Europe’s defence industry is ready to ramp up production to secure the Old Continent but it needs governments to be faster and smarter with procurement practices to address potential shortages issues, top executives at Kongsberg told Euronews.
The EU is in the midst of a deep rethink of its defence strategy with leaders hammering out how to inject the €500 billion the bloc needs over the coming decade to upgrade its military capabilities and plug the gaps in its defence that the conflict in Ukraine has starkly exposed. Neighbouring countries and allies, including the UK and Norway, are doing the same.
Among the capabilities EU leaders have repeatedly put at the top of their wish lists are air defence systems and ammunition — which the bloc’s failure to fulfill its pledge last year to deliver one million rounds of ammunition to Ukraine within 12 months made all the more urgent.
“We are not the limiting factor in producing air defence systems,” Eirik Lie, President of Kongsberg Defence & Aerospace AS, told Euronews in an interview on the sidelines of the Munich Security Conference.
“We can produce two NASAMS batteries per month so that’s not the problem. The problem is to have the long-lead items and the supply chain providing these items,” he added.
The Norwegian company, which produces two different types of air defence systems, including the NASAMS, as well as strike missiles among other capabilities, reported operating revenues of €4.35 billion in 2024, a 20% increase on the previous year, and finished the year with a record order backlog worth €11.39 billion.
According to a ranking of global defence companies released by SIPRI in 2023, it ranks 80th in the world in terms of revenues.
In 2024, it struck procurement contracts for air defence systems with Spain, Lithuania and the Netherlands, among others.
Some long-lead items required for the sophisticated systems can require up to a year to source meaning the earlier the defence company knows a contract is coming the better the better, Kongsberg’s Lie said.

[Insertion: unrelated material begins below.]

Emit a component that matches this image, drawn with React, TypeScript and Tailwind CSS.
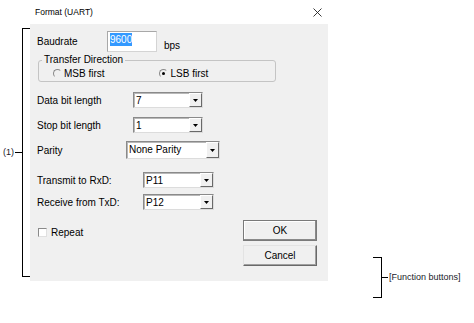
import type { ReactNode } from 'react'

function Arrow() {
  return (
    <svg width="5" height="3" viewBox="0 0 5 3">
      <polygon points="0,0 5,0 2.5,3" fill="#000" />
    </svg>
  )
}

function Combo({ value, w, h }: { value: string; w: string; h: string }) {
  return (
    <div
      className={`flex ${w} ${h} border border-t-[#8a8a8a] border-l-[#8a8a8a] border-r-[#dcdcdc] border-b-[#dcdcdc] bg-white shadow-[inset_1px_1px_0_#b8b8b8]`}
    >
      <div className="flex-1 pl-[2px] leading-[13px] pt-[1px]">{value}</div>
      <div className="flex w-[13px] items-center justify-center border border-t-white border-l-white border-r-[#696969] border-b-[#696969] bg-[#f0f0f0]">
        <Arrow />
      </div>
    </div>
  )
}

function Row({ label, lw, mt, children }: { label: string; lw: string; mt: string; children: ReactNode }) {
  return (
    <div className={`flex items-center pl-[7px] ${mt}`}>
      <div className={lw}>{label}</div>
      {children}
    </div>
  )
}

function Radio({ checked }: { checked?: boolean }) {
  return (
    <div className="flex h-[9px] w-[9px] items-center justify-center rounded-full border border-t-[#8a8a8a] border-l-[#8a8a8a] border-r-[#f0f0f0] border-b-[#f0f0f0] bg-[#f0f0f0]">
      {checked && <div className="h-[3px] w-[3px] rounded-full bg-black" />}
    </div>
  )
}

function PushButton({ label, def }: { label: string; def?: boolean }) {
  return (
    <button
      className={`h-[21px] w-[74px] border bg-[#f0f0f0] text-[10px] text-black ${
        def
          ? 'border-[#7a7a7a] shadow-[inset_-1px_-1px_0_#8a8a8a,inset_1px_1px_0_#fff]'
          : 'border-t-[#e3e3e3] border-l-[#e3e3e3] border-r-[#696969] border-b-[#696969] shadow-[inset_-1px_-1px_0_#a0a0a0]'
      }`}
    >
      {label}
    </button>
  )
}

export default function App() {
  return (
    <div className="flex h-[323px] w-[474px] bg-white font-['Liberation_Sans',Arial,sans-serif] text-[10px] text-black">
      {/* (1) bracket */}
      <div className="w-[30px] pt-[28px]">
        <div className="flex h-[249px] items-center">
          <div className="flex w-[15px] justify-end pr-[1px] text-[9px] text-[#1a1a2a]">(1)</div>
          <div className="h-px w-[7px] bg-black" />
          <div className="h-full w-[8px] border-y border-l border-black" />
        </div>
      </div>

      {/* dialog */}
      <div className="w-[298px]">
        <div className="flex h-[24px] items-center justify-between pl-[5px] pr-[6px]">
          <span className="text-[8.5px]">Format (UART)</span>
          <svg width="9" height="9" viewBox="0 0 9 9">
            <path d="M0.5 0.5 L8.5 8.5 M8.5 0.5 L0.5 8.5" stroke="#222" strokeWidth="0.9" />
          </svg>
        </div>
        <div className="flex h-[257px] flex-col bg-[#f0f0f0]">
          <div className="mt-[7px] flex h-[21px] items-center pl-[7px]">
            <div className="w-[70px]">Baudrate</div>
            <div className="flex h-[21px] w-[50px] border border-[#a8a8a8] border-r-[#d4d4d4] border-b-[#d4d4d4] bg-white pl-[2px] pt-[1px]">
              <span className="h-[13px] bg-[#3399ff] leading-[13px] text-white">9600</span>
            </div>
            <span className="ml-[7px] self-end leading-[12px]">bps</span>
          </div>

          <fieldset className="ml-[8px] mt-[2px] w-[238px] rounded-[3px] border border-[#c4c4c4]">
            <legend className="ml-[3px] px-[2px] leading-[12px]">Transfer Direction</legend>
            <div className="flex h-[15px] items-center">
              <div className="ml-[14px] flex items-center gap-[2px]">
                <Radio />
                <span>MSB first</span>
              </div>
              <div className="ml-[54px] flex items-center gap-[3px]">
                <Radio checked />
                <span>LSB first</span>
              </div>
            </div>
          </fieldset>

          <Row label="Data bit length" lw="w-[96px]" mt="mt-[10px]">
            <Combo value="7" w="w-[70px]" h="h-[16px]" />
          </Row>
          <Row label="Stop bit length" lw="w-[96px]" mt="mt-[9px]">
            <Combo value="1" w="w-[70px]" h="h-[16px]" />
          </Row>
          <Row label="Parity" lw="w-[89px]" mt="mt-[8px]">
            <Combo value="None Parity" w="w-[94px]" h="h-[18px]" />
          </Row>
          <Row label="Transmit to RxD:" lw="w-[106px]" mt="mt-[13px]">
            <Combo value="P11" w="w-[71px]" h="h-[16px]" />
          </Row>
          <Row label="Receive from TxD:" lw="w-[106px]" mt="mt-[6px]">
            <Combo value="P12" w="w-[71px]" h="h-[16px]" />
          </Row>

          <div className="mt-[10px] flex">
            <div className="ml-[8px] mt-[7px] flex h-[10px] items-center gap-[4px]">
              <div className="h-[9px] w-[9px] border border-t-[#8a8a8a] border-l-[#8a8a8a] border-r-[#e0e0e0] border-b-[#e0e0e0] bg-white" />
              <span>Repeat</span>
            </div>
            <div className="ml-auto mr-[11px] flex flex-col gap-[4px]">
              <PushButton label="OK" def />
              <PushButton label="Cancel" />
            </div>
          </div>
        </div>
      </div>

      {/* function buttons bracket */}
      <div className="flex-1 pl-[45px] pt-[257px]">
        <div className="flex h-[41px] items-center">
          <div className="h-full w-[9px] border-y border-r border-black" />
          <div className="h-px w-[6px] bg-black" />
          <span className="ml-px text-[9px] text-[#1a1a2a]">[Function buttons]</span>
        </div>
      </div>
    </div>
  )
}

Norway and the US are among countries that have ordered long-lead items months before actually finalising the procurement contract, allowing companies to put the orders in early and therefore cutting the delivery time of the final product.
“I think it’s a matter on the contracting side, it’s a matter of speeding up the procurement side,” Lie said, urging governments to simplify the acquisition process, aggregate procurements so orders don’t drip through slowly, and give companies “long-term visibility”.
This visibility is also necessary to help the smaller companies in the supply chain — which might struggle to access financing — ramp up in turn to match demand.
Another challenge facing the industry, Lie said, is the need to diversify supply sources.
The NATO military alliance published in December 2024 a list of 12 critical raw materials that are crucial for the defence industry which include aluminium, graphite, gallium, germanium, and lithium.
China controls significant shares of the global mining and processing of a number of these materials — including lithium, gallium, and germanium. In 2024, the country announced export controls on the exports of the latter two, even banning shipments to the US at the end of the year.
Reduced access to these critical raw materials and some electronic components is not currently an issue, Lie said, but it is: “a risk for the future”
“We don’t expect that to happen in the near future, but we need to be secure, to have our eyes open to see if there are any disruptions in that area,” he told Euronews.
Finally, European companies need to be given the means to innovate more and one area where the Old Continent can differentiate itself is by better building on civilian technology, Geir Håøy, president and chief executive officer at Kongsberg, told Euronews.
“We need to utilise commercially available technology and then you need to militarise it as required. That way you can speed up and you can take down the cost as well,” he added, arguing that it would also help to standardise technologies and systems, which allies have flagged as a key goal.
But another area where Europe cannot miss the ball is on autonomy, meaning, unmanned technology, and Artificial Intelligence through the use of datasets to help troops quicken the decision-making process.
“I think that’s going to change the battlefield going forward,” Håøy said.
The European Commission will release its much-anticipated White Paper on Defence on March 19.
The paper will detail what the EU’s executive believes the bloc should invest in in terms of capabilities and how it should finance it. Leaders are expected to take decisions at a summit in late June.